As an interesting follow on to the previous session on blog monetization, I attended a panel on maintaining integrity on blogs when you do advertising or promotions on your site, featuring Danny Brown, Gini Dietrich and Eden Spodek. A lot of this is about transparency and disclosure; one audience member said that she writes paid reviews on her blog but that although you can buy her review, you can’t buy her opinion: there’s a fine line here. This is particularly an issue for lifestyle bloggers, since they often receive offers of free product in exchange for a review; this might be seen as being less of a “payment” than cash, although it still constitutes payment.
When I write a product review here, I am never compensated for that, although arguably it can impact my relationship with the vendor and can lead to other things, including paid engagements and conference trips. That’s quite different from being paid to blog about something, which I don’t do; I’ve had offers of payment from vendors to blog about them, and they don’t really understand when I tell them that I just don’t do that. Of course, you might say that when I’m at a vendor’s conference where they paid my travel expenses and I’m blogging about it, that’s paid blogging, but if you’ve ever spent much time at these conferences, you know that’s not much of a perq after a while. In fact, I’m giving up potential paid time in order to spend my time unpaid at the conference, so it ends up costing me in order to stay up to date on the products and customer experiences.

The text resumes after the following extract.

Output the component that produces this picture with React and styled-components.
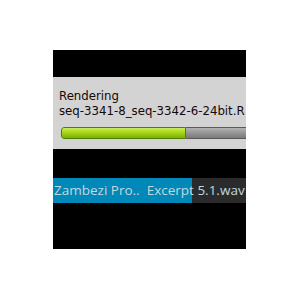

By the way, my “no compensation for blogging” doesn’t go for book reviews: it is almost 100% guaranteed that if I write a book review, the author or publisher sent me a free copy (either paper or electronic) since I just don’t buy a lot of books. I currently have a backlog of books to be read and reviewed since that’s not my main focus, so this isn’t such a great deal for either party.
The key advice of the panel is that if you do accept free product or some other payment in exchange for a product review, make sure that you remain authentic with your review, and disclose your relationship with the product vendor. In some countries, such as the US and the UK, this is now required; in places where it isn’t, it’s just good practice.
I was going to stay on for a session on webinars but the speaker seems to be a no-show, so this may be it for me and PodCamp Toronto 2011. Glad that I stopped by for the afternoon, definitely some worthwhile material and some food for thought on monetization and integrity.
Good points, Sandy – I agree with you about the fine line “getting paid” versus “getting paid to have a particular opinion.” – it is just too hard for readers to trust that, and there are too many examples of people who write reviews, who become affected by who butters the bread.
No one pays us for what we blog at BP3, and no one has ever offered to : )
But we do have some clear biases, based on products we work with that we think work well, that hopefully are obvious to the reader. I think you can have a bias and still write critically about both products you like and products you don’t – if people understand your bias it may cause them to give more or less credence to particular opinions, but this is a judgment they can make for themselves.
Hi Scott, for some reason your comment was dumped in the spam folder, I just fished it out 🙁
I know that you used to work at Lombardi and now run a business that focuses on Lombardi implementations, but it might be a good idea to disclose that (and any other vendor partnerships that impact your revenue) on your blog so that all readers will understand your biases. I disclose all my vendor customers on my Legal page.